__Aim of the exercise__.
Reproduce the listing below without changes, except that pictures are left out.

-*-*-

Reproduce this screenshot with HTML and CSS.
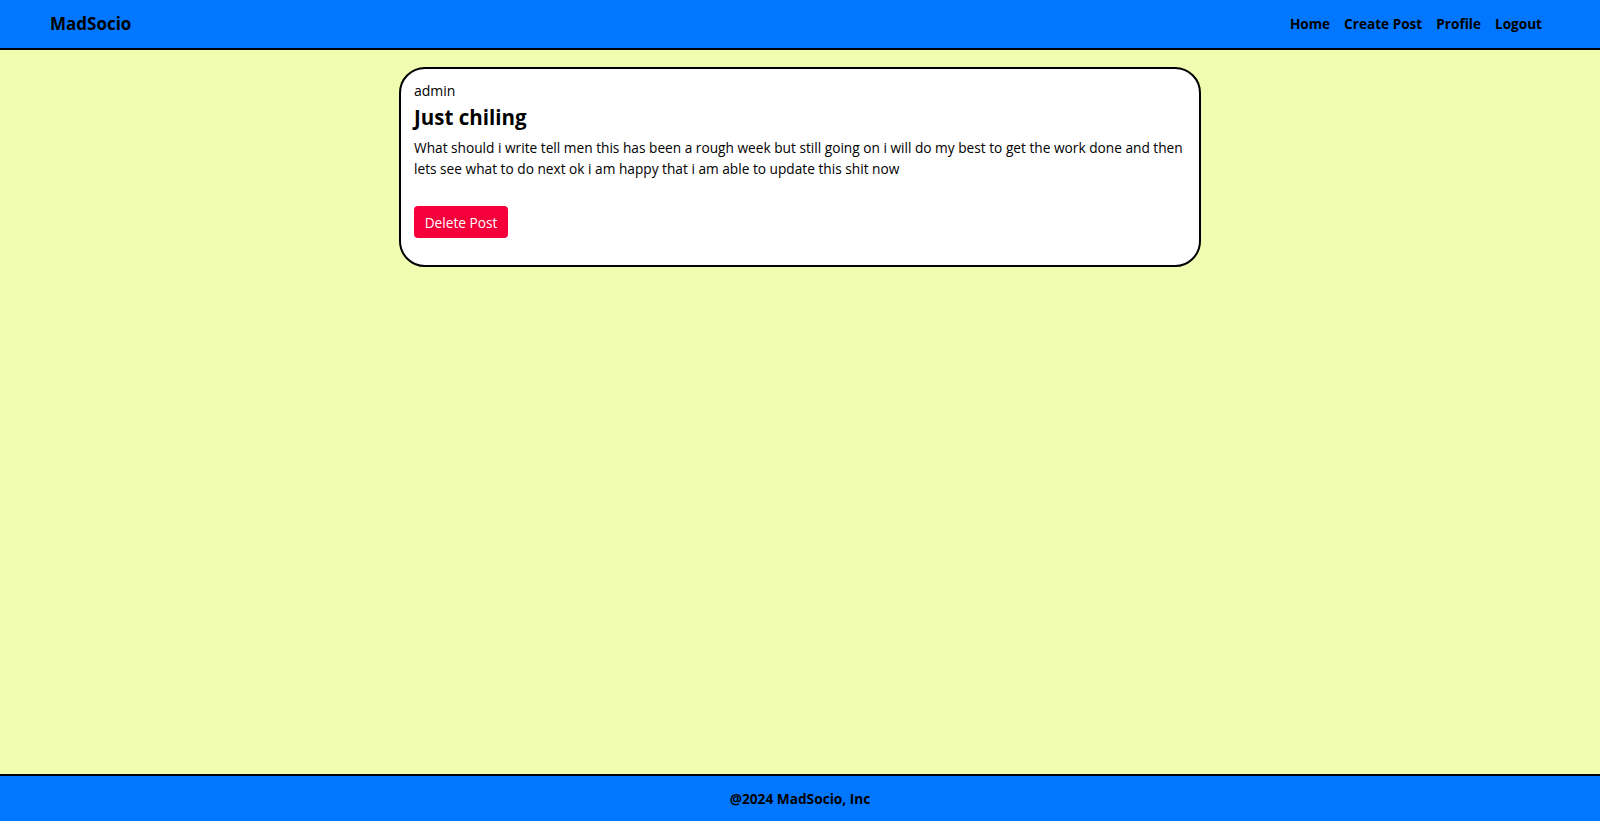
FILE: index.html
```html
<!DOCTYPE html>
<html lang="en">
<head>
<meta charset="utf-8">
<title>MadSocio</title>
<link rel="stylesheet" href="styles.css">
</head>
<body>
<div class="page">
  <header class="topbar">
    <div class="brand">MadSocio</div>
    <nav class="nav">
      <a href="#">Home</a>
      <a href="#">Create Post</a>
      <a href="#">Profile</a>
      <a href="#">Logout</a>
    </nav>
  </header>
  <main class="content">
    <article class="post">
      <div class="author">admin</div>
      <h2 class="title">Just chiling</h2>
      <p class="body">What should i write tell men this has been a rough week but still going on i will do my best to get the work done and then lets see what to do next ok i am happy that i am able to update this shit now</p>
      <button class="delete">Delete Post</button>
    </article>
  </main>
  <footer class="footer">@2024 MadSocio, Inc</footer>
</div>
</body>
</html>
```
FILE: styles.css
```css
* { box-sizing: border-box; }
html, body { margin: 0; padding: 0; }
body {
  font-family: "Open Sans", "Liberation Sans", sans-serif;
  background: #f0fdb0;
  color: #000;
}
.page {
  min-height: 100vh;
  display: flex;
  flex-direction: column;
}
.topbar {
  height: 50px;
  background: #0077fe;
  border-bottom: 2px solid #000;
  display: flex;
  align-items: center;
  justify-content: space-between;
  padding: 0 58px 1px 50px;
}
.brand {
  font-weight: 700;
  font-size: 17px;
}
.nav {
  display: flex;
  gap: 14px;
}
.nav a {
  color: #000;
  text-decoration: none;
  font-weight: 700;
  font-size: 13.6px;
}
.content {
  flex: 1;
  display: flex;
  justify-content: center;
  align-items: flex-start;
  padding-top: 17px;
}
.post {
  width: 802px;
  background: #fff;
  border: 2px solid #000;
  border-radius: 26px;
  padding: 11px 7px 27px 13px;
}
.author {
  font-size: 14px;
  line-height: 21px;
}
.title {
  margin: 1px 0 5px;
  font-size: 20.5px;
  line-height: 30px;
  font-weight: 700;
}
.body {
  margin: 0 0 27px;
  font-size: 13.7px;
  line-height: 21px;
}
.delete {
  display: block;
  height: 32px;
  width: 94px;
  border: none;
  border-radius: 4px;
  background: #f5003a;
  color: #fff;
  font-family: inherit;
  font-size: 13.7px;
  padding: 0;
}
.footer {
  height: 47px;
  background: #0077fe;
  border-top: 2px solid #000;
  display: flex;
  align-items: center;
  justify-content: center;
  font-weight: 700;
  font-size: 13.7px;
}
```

-*-*-

__Exercise response__.
Reproduce this screenshot with HTML and CSS.
FILE: index.html
```html
<!DOCTYPE html>
<html lang="en">
<head>
<meta charset="utf-8">
<title>MadSocio</title>
<link rel="stylesheet" href="styles.css">
</head>
<body>
<div class="page">
  <header class="topbar">
    <div class="brand">MadSocio</div>
    <nav class="nav">
      <a href="#">Home</a>
      <a href="#">Create Post</a>
      <a href="#">Profile</a>
      <a href="#">Logout</a>
    </nav>
  </header>
  <main class="content">
    <article class="post">
      <div class="author">admin</div>
      <h2 class="title">Just chiling</h2>
      <p class="body">What should i write tell men this has been a rough week but still going on i will do my best to get the work done and then lets see what to do next ok i am happy that i am able to update this shit now</p>
      <button class="delete">Delete Post</button>
    </article>
  </main>
  <footer class="footer">@2024 MadSocio, Inc</footer>
</div>
</body>
</html>
```
FILE: styles.css
```css
* { box-sizing: border-box; }
html, body { margin: 0; padding: 0; }
body {
  font-family: "Open Sans", "Liberation Sans", sans-serif;
  background: #f0fdb0;
  color: #000;
}
.page {
  min-height: 100vh;
  display: flex;
  flex-direction: column;
}
.topbar {
  height: 50px;
  background: #0077fe;
  border-bottom: 2px solid #000;
  display: flex;
  align-items: center;
  justify-content: space-between;
  padding: 0 58px 1px 50px;
}
.brand {
  font-weight: 700;
  font-size: 17px;
}
.nav {
  display: flex;
  gap: 14px;
}
.nav a {
  color: #000;
  text-decoration: none;
  font-weight: 700;
  font-size: 13.6px;
}
.content {
  flex: 1;
  display: flex;
  justify-content: center;
  align-items: flex-start;
  padding-top: 17px;
}
.post {
  width: 802px;
  background: #fff;
  border: 2px solid #000;
  border-radius: 26px;
  padding: 11px 7px 27px 13px;
}
.author {
  font-size: 14px;
  line-height: 21px;
}
.title {
  margin: 1px 0 5px;
  font-size: 20.5px;
  line-height: 30px;
  font-weight: 700;
}
.body {
  margin: 0 0 27px;
  font-size: 13.7px;
  line-height: 21px;
}
.delete {
  display: block;
  height: 32px;
  width: 94px;
  border: none;
  border-radius: 4px;
  background: #f5003a;
  color: #fff;
  font-family: inherit;
  font-size: 13.7px;
  padding: 0;
}
.footer {
  height: 47px;
  background: #0077fe;
  border-top: 2px solid #000;
  display: flex;
  align-items: center;
  justify-content: center;
  font-weight: 700;
  font-size: 13.7px;
}
```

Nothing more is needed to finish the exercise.